---- Stored data

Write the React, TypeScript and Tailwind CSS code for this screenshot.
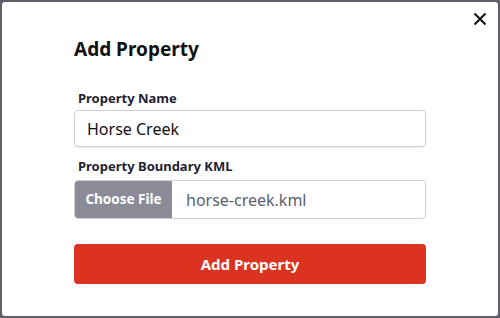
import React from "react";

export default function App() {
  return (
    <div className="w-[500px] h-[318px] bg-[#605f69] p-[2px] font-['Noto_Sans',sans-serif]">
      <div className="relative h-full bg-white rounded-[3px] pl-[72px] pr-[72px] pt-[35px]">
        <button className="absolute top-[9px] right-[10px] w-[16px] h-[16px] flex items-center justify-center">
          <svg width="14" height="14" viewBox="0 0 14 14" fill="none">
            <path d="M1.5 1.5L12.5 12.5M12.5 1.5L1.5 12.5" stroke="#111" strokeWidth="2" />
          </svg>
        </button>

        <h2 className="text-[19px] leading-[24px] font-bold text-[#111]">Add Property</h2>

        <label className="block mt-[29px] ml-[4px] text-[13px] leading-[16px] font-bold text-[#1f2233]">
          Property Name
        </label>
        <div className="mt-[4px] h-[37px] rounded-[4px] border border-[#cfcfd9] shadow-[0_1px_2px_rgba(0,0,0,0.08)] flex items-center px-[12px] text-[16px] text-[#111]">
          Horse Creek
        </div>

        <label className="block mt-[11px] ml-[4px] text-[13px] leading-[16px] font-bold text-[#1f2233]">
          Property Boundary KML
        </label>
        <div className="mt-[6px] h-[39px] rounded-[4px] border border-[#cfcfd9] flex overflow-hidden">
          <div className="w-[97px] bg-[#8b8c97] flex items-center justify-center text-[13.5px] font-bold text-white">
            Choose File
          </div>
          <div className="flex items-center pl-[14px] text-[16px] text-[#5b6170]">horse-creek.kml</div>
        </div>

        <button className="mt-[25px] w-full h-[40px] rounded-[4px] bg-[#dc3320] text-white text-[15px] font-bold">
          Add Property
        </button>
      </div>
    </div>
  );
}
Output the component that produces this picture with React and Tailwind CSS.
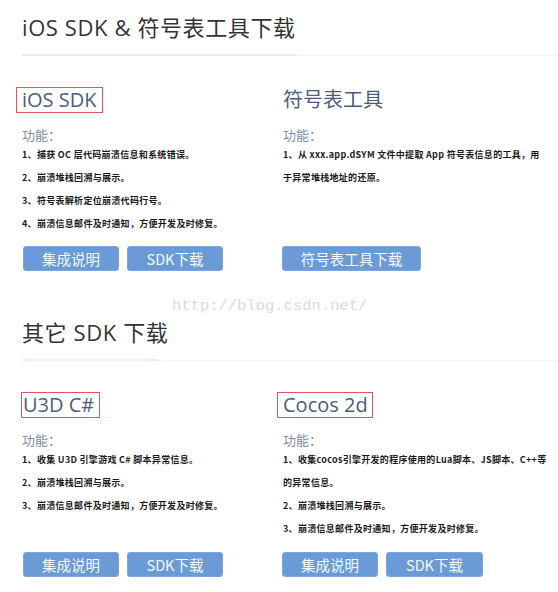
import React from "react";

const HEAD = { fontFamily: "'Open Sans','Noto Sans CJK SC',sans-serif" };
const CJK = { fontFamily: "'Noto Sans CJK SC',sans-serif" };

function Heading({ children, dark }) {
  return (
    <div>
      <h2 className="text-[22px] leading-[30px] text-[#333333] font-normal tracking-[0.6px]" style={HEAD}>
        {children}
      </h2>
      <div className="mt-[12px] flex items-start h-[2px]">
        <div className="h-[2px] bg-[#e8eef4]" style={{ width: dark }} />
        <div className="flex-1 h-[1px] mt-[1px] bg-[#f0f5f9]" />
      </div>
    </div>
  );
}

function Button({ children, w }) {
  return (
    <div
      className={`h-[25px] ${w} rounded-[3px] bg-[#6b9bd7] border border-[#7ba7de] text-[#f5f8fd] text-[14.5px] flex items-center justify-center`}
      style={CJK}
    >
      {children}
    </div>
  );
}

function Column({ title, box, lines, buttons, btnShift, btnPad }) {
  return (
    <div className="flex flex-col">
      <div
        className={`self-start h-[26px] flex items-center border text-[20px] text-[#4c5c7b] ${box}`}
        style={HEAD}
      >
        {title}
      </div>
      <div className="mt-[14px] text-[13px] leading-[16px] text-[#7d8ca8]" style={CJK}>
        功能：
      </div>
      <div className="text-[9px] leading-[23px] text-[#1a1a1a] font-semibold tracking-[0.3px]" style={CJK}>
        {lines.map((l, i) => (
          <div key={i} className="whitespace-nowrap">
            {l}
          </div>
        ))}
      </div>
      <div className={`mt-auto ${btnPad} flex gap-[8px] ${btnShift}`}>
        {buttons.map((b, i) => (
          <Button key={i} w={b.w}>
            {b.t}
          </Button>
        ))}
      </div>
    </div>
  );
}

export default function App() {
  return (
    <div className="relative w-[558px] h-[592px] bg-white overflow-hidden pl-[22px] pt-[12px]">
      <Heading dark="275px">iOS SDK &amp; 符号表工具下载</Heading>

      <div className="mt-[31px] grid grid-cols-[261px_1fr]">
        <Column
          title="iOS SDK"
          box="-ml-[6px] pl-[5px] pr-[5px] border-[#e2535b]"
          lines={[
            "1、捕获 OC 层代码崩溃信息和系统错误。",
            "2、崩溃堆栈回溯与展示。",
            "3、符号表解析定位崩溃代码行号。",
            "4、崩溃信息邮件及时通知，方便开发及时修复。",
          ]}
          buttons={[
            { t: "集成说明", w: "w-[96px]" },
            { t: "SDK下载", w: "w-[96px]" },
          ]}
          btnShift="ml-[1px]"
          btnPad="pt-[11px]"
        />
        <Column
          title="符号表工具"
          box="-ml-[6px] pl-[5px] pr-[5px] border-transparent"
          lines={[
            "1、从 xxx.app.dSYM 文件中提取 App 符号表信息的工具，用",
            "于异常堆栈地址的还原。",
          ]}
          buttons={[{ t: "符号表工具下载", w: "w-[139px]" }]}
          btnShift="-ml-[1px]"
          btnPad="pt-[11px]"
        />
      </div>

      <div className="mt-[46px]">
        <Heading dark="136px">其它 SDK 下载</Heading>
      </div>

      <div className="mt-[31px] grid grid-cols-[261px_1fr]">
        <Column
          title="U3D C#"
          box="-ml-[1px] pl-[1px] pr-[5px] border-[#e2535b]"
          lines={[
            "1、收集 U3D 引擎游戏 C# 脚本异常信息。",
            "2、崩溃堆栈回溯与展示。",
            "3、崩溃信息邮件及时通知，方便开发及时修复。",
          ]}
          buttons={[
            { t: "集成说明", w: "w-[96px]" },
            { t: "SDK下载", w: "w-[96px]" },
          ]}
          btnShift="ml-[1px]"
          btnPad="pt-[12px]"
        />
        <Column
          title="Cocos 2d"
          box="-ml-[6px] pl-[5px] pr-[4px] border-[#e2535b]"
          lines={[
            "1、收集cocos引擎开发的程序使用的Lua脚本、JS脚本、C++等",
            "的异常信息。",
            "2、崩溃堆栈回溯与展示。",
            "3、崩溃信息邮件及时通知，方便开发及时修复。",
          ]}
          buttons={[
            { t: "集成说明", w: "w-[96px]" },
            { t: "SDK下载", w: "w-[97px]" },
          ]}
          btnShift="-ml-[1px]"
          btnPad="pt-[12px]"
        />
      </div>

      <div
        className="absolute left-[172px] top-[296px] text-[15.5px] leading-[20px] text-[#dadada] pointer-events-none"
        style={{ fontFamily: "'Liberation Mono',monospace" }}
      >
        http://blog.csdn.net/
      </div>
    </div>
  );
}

--------

The request:
Locate the lines above that hold the word "this". Show every one of them.

Output below:
Write the React, TypeScript and Tailwind CSS code for this screenshot.
Output the component that produces this picture with React and Tailwind CSS.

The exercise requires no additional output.